The goal is character, not parody. If the hit starts sounding like a novelty record scratch, reduce Vinyl Distortion, shorten the damaged section, or blend in a cleaner parallel layer.
If you stack too many devices before the print, you’ll lose transient control. Resample earlier than you think, then process the printed audio with purpose.
A great impact in the wrong bar can feel random. In DnB, impacts should support 8-, 16-, or 32-bar phrasing and help the drop breathe.
Wide impacts can sound exciting solo but messy in a dense mix. Keep the low band mono and only widen the top where it helps.
Pro Tips for Darker / Heavier DnB
Mini Practice Exercise
Spend 15 minutes making three impact variations for one imaginary 174 BPM jungle track.
1. Build a clean source impact in Operator or Simpler.

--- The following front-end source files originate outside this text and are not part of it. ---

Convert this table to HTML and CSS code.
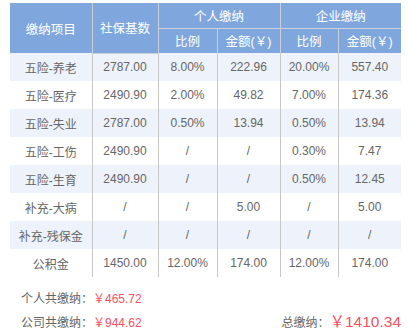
FILE: index.html
```html
<!DOCTYPE html>
<html>
<head>
  <meta charset="UTF-8">
  <title>社保缴纳明细</title>
  <link rel="stylesheet" href="styles.css">
</head>
<body>
  <div class="calc-result">
    <table class="pay-table">
      <colgroup>
        <col style="width: 82px">
        <col style="width: 66px">
        <col style="width: 59px">
        <col style="width: 63px">
        <col style="width: 58px">
        <col style="width: 63px">
      </colgroup>
      <thead>
        <tr class="head-top">
          <th rowspan="2">缴纳项目</th>
          <th rowspan="2" class="base-head">社保基数</th>
          <th colspan="2">个人缴纳</th>
          <th colspan="2">企业缴纳</th>
        </tr>
        <tr class="head-sub">
          <th>比例</th>
          <th>金额(￥)</th>
          <th>比例</th>
          <th>金额(￥)</th>
        </tr>
      </thead>
      <tbody>
        <tr><td>五险-养老</td><td>2787.00</td><td>8.00%</td><td>222.96</td><td>20.00%</td><td>557.40</td></tr>
        <tr><td>五险-医疗</td><td>2490.90</td><td>2.00%</td><td>49.82</td><td>7.00%</td><td>174.36</td></tr>
        <tr><td>五险-失业</td><td>2787.00</td><td>0.50%</td><td>13.94</td><td>0.50%</td><td>13.94</td></tr>
        <tr><td>五险-工伤</td><td>2490.90</td><td>/</td><td>/</td><td>0.30%</td><td>7.47</td></tr>
        <tr><td>五险-生育</td><td>2490.90</td><td>/</td><td>/</td><td>0.50%</td><td>12.45</td></tr>
        <tr><td>补充-大病</td><td>/</td><td>/</td><td>5.00</td><td>/</td><td>5.00</td></tr>
        <tr><td>补充-残保金</td><td>/</td><td>/</td><td>/</td><td>/</td><td>/</td></tr>
        <tr><td>公积金</td><td>1450.00</td><td>12.00%</td><td>174.00</td><td>12.00%</td><td>174.00</td></tr>
      </tbody>
    </table>

    <div class="summary">
      <div class="summary-left">
        <div class="sum-line">个人共缴纳：<span class="money">￥465.72</span></div>
        <div class="sum-line">公司共缴纳：<span class="money">￥944.62</span></div>
      </div>
      <div class="sum-total">总缴纳：<span class="money big">￥1410.34</span></div>
    </div>
  </div>
</body>
</html>
```

FILE: styles.css
```css
* {
  margin: 0;
  padding: 0;
  box-sizing: border-box;
}

body {
  font-family: "Liberation Sans", "Noto Sans CJK SC", sans-serif;
  background: #fff;
  color: #666;
}

.calc-result {
  padding: 3px 7px 0 10px;
}

.pay-table {
  width: 391px;
  border-collapse: collapse;
  table-layout: fixed;
  font-size: 12px;
  text-align: center;
}

.pay-table th {
  background: #80a7dd;
  color: #fff;
  font-weight: normal;
  font-size: 12.5px;
  border-left: 1px solid #c9d0db;
}

.pay-table th:first-child {
  border-left: none;
}

.head-top th {
  height: 25px;
}

.head-sub th {
  height: 25px;
  border-top: 1px solid #c9d0db;
}

.head-sub th:first-child {
  border-left: 1px solid #c9d0db;
}

.base-head {
  border-bottom: 1px solid #c9d0db;
}

.pay-table td {
  height: 28px;
  border-left: 1px solid #c8c8c8;
  color: #666;
}

.pay-table td:first-child {
  border-left: none;
}

.pay-table tbody tr:nth-child(odd) td {
  background: #eef3fb;
}

.summary {
  display: flex;
  justify-content: space-between;
  align-items: flex-end;
  padding: 10px 0 0 11px;
  font-size: 12px;
  color: #666;
}

.sum-line {
  height: 24px;
  line-height: 24px;
}

.money {
  color: #f5515f;
}

.sum-total {
  line-height: 24px;
}

.money.big {
  font-size: 15.5px;
}
```
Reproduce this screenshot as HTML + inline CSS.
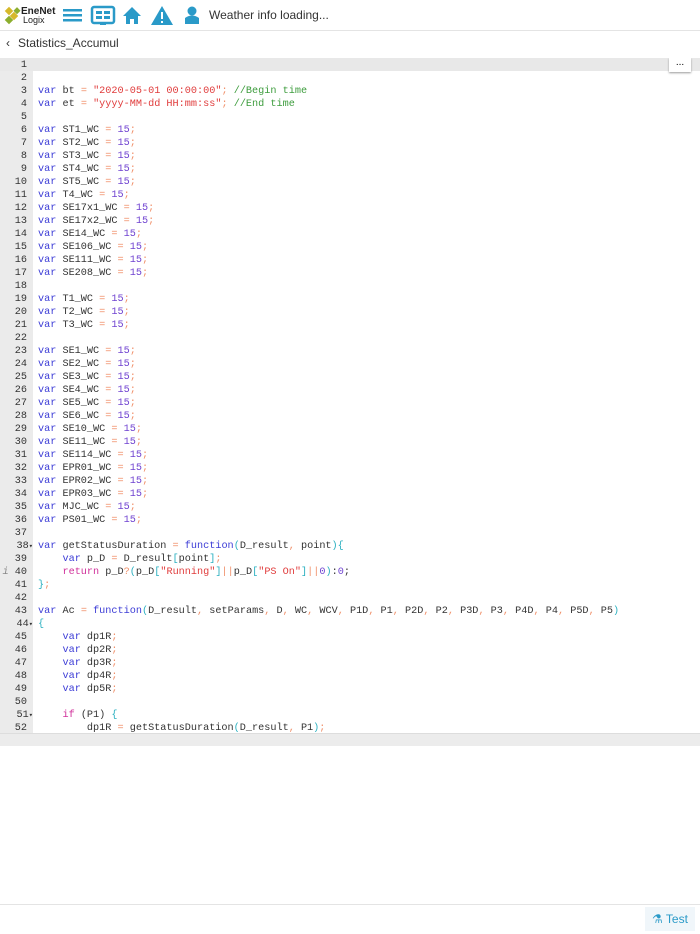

2. Process it with Saturator, EQ Eight, and one character device like Vinyl Distortion or Redux.
3. Resample 8 bars of tweaks into an audio track.
4. Cut out three usable hits:
- one dry punch
- one chopped-vinyl version
- one reverse version
5. Place them in a simple 16-bar arrangement:
- dry punch on bar 1
- chopped version on bar 5 or 9
- reverse cue before a new section
6. Check the mix in mono and make sure the impact supports the drums without masking the bass.
If you want to push it one step further, duplicate the impact and make one darker version with Auto Filter around 300–600 Hz and one brighter version with a small EQ lift around 3–5 kHz. Compare how each one changes the emotional feel of the phrase.